» **SOURCE DATA**
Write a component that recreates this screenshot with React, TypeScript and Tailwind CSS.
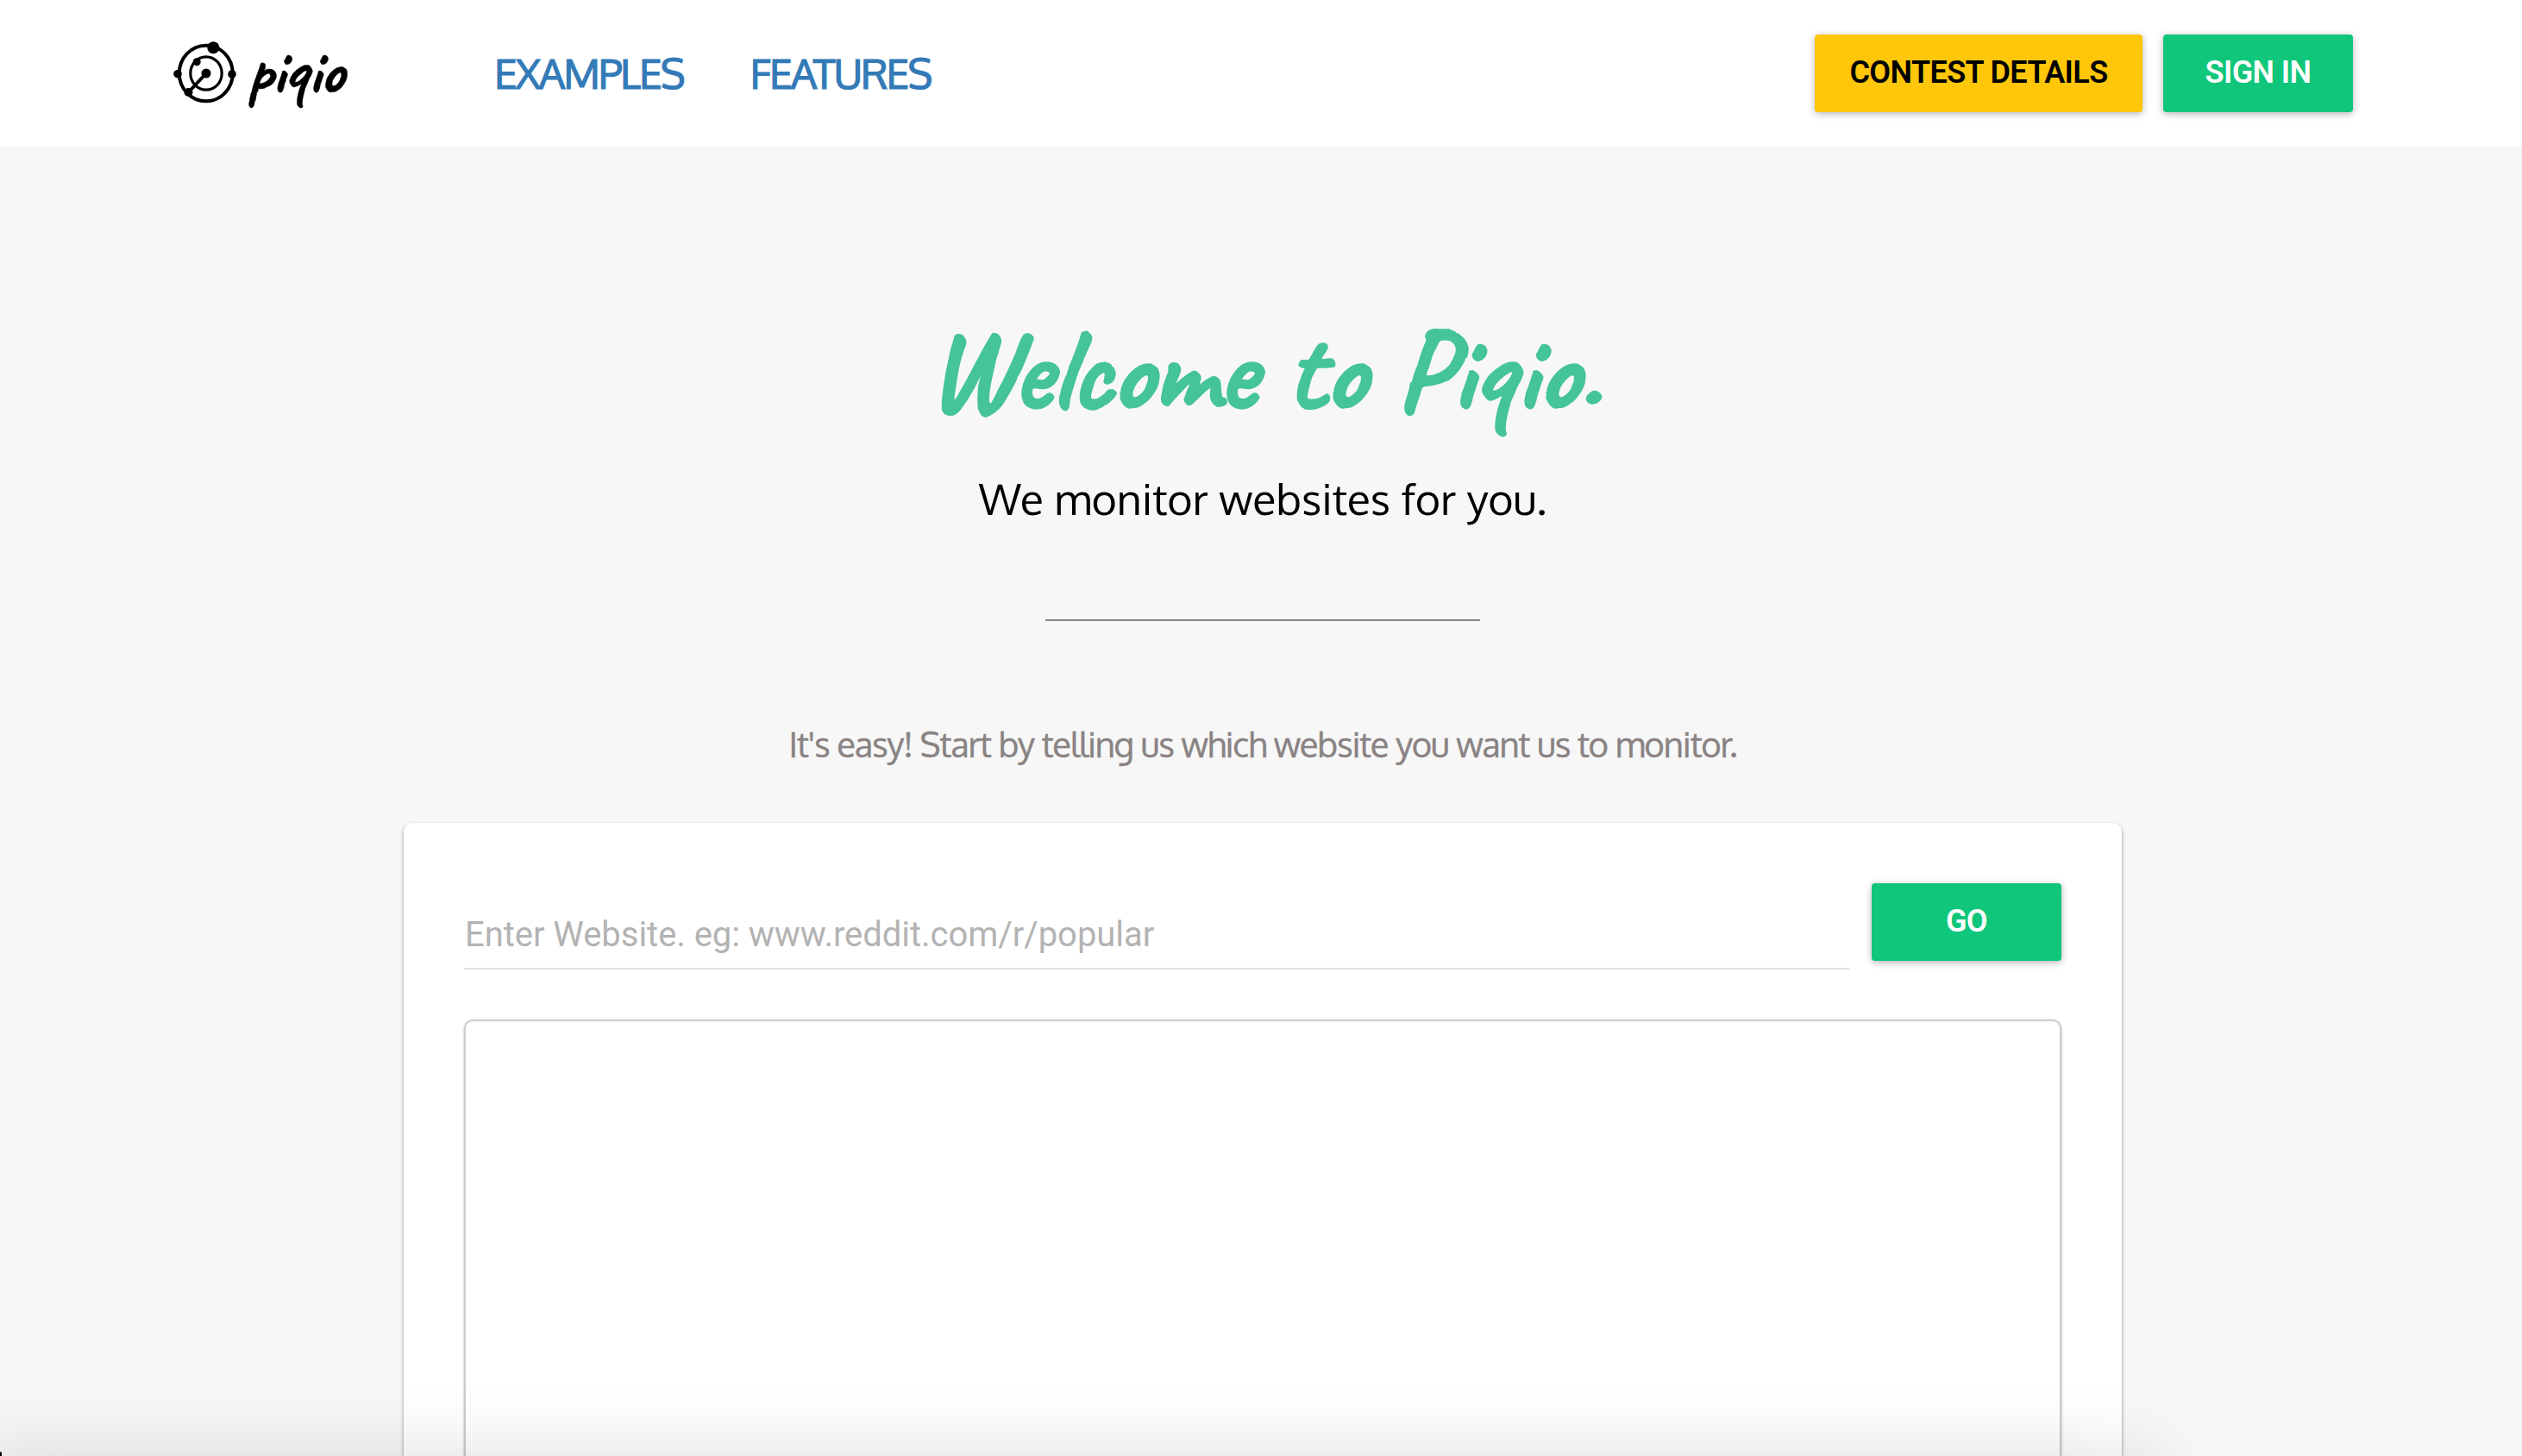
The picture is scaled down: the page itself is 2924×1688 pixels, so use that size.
import React, {useState} from "react";

const Logo = () => (
    <a href="#" className="flex items-center w-[210px] h-[100px] shrink-0">
        <svg width="80" height="100" viewBox="0 0 80 100" fill="none" stroke="#000" className="shrink-0">
            <ellipse cx="38.8" cy="50" rx="31" ry="32.3" strokeWidth="4" />
            <ellipse cx="39" cy="50" rx="18.2" ry="19.2" strokeWidth="3.2" />
            <path d="M39 50L18.5 72" strokeWidth="4" />
            <g fill="#000" stroke="none">
                <circle cx="39" cy="50" r="5.5" />
                <circle cx="47.3" cy="20.3" r="7" />
                <circle cx="28.2" cy="36.7" r="4.5" />
                <circle cx="6" cy="50.7" r="4.8" />
                <circle cx="69" cy="51" r="4.8" />
                <circle cx="18.5" cy="72" r="5" />
            </g>
        </svg>
        <span className="ml-[7px] pb-[7px] font-['Caveat','Caveat_Brush',cursive] text-[77px] leading-none font-bold tracking-[-1.2px] [-webkit-text-stroke:0.4px_#000]">
            piqio
        </span>
    </a>
);

const App = () => {

    const [website, setWebsite] = useState('');

    const handleSubmit = (event: React.FormEvent<HTMLFormElement>) => {
        event.preventDefault();
    };

    return (
        <div className="relative flex flex-col w-[2924px] h-[1688px] overflow-hidden bg-[#f7f7f7] text-black">
            <header className="flex items-center shrink-0 h-[170px] pl-[200px] pr-[196px] bg-white">
                <Logo />
                <nav className="flex gap-[77px] ml-[163px] pb-[2px] font-['Oxygen','Noto_Sans',sans-serif] text-[48px] leading-none tracking-[-2px] text-[#337ab7] [-webkit-text-stroke:1.2px_#337ab7]">
                    <a href="#examples">EXAMPLES</a>
                    <a href="#features">FEATURES</a>
                </nav>
                <div className="flex gap-6 ml-auto font-[Roboto,sans-serif] text-[36px] leading-none font-semibold tracking-[-0.6px]">
                    <button className="w-[380px] h-[90px] pb-[3px] rounded-[4px] bg-[#ffc60a] shadow-[0_2px_8px_rgba(0,0,0,0.3)]">
                        CONTEST DETAILS
                    </button>
                    <button className="w-[220px] h-[90px] pb-[3px] rounded-[4px] bg-[#10c67a] text-white shadow-[0_2px_8px_rgba(0,0,0,0.3)]">
                        SIGN IN
                    </button>
                </div>
            </header>

            <main className="flex flex-col items-center grow pl-1">
                <h1 className="mt-[191px] font-['Caveat','Caveat_Brush',cursive] text-[136px] leading-none font-bold tracking-[-1.8px] [word-spacing:6px] text-[#45c498] [-webkit-text-stroke:1.5px_#45c498]">
                    Welcome to Piqio.
                </h1>
                <p className="mt-[56px] font-['Oxygen','Noto_Sans',sans-serif] text-[50px] leading-none">
                    We monitor websites for you.
                </p>
                <hr className="w-[504px] h-[2px] mt-[115px] border-0 bg-[#898383]" />
                <p className="mt-[122px] font-['Oxygen','Noto_Sans',sans-serif] text-[40px] leading-none tracking-[-1.1px] text-[#898383] [-webkit-text-stroke:0.4px_#898383]">
                    It's easy! Start by telling us which website you want us to monitor.
                </p>

                <section className="flex flex-col w-[1992px] grow mt-[72px] px-[70px] pt-[70px] rounded-t-[10px] bg-white shadow-[0_2px_4px_rgba(0,0,0,0.4)]">
                    <form onSubmit={handleSubmit} className="flex items-start gap-[26px] h-[158px]">
                        <input
                            type="text"
                            value={website}
                            onChange={(e) => setWebsite(e.target.value)}
                            className="w-[1606px] h-[100px] pt-[21px] pl-[1px] font-[Roboto,sans-serif] text-[40px] tracking-[-0.04px] border-b-2 border-[#e0e0e0] placeholder-[#b3b3b3] outline-none"
                            placeholder="Enter Website. eg: www.reddit.com/r/popular"
                        />
                        <button
                            type="submit"
                            className="w-[220px] h-[90px] pb-[3px] rounded-[4px] bg-[#10c67a] font-[Roboto,sans-serif] text-[36px] leading-none font-semibold tracking-[-0.6px] text-white shadow-[0_2px_8px_rgba(0,0,0,0.3)]"
                        >
                            GO
                        </button>
                    </form>
                    <div className="grow border-2 border-b-0 border-[#ccc] rounded-t-[10px] shadow-[0_1px_3px_rgba(0,0,0,0.3)]" />
                </section>
            </main>

            {/* soft shade along the bottom edge */}
            <div className="absolute -left-[30px] top-[1690px] w-[2525px] h-[200px] shadow-[0_0_90px_rgba(0,0,0,0.14)] pointer-events-none" />
            <div className="absolute left-0 bottom-0 w-[2px] h-[5px] rounded-tr-full bg-black" />
        </div>
    );
}

export default App;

» **WHAT YOU SHOULD DO**
Return every line above that contains the word "React".

» **SOLUTION BELOW**
Write a component that recreates this screenshot with React, TypeScript and Tailwind CSS.
import React, {useState} from "react";
    const handleSubmit = (event: React.FormEvent<HTMLFormElement>) => {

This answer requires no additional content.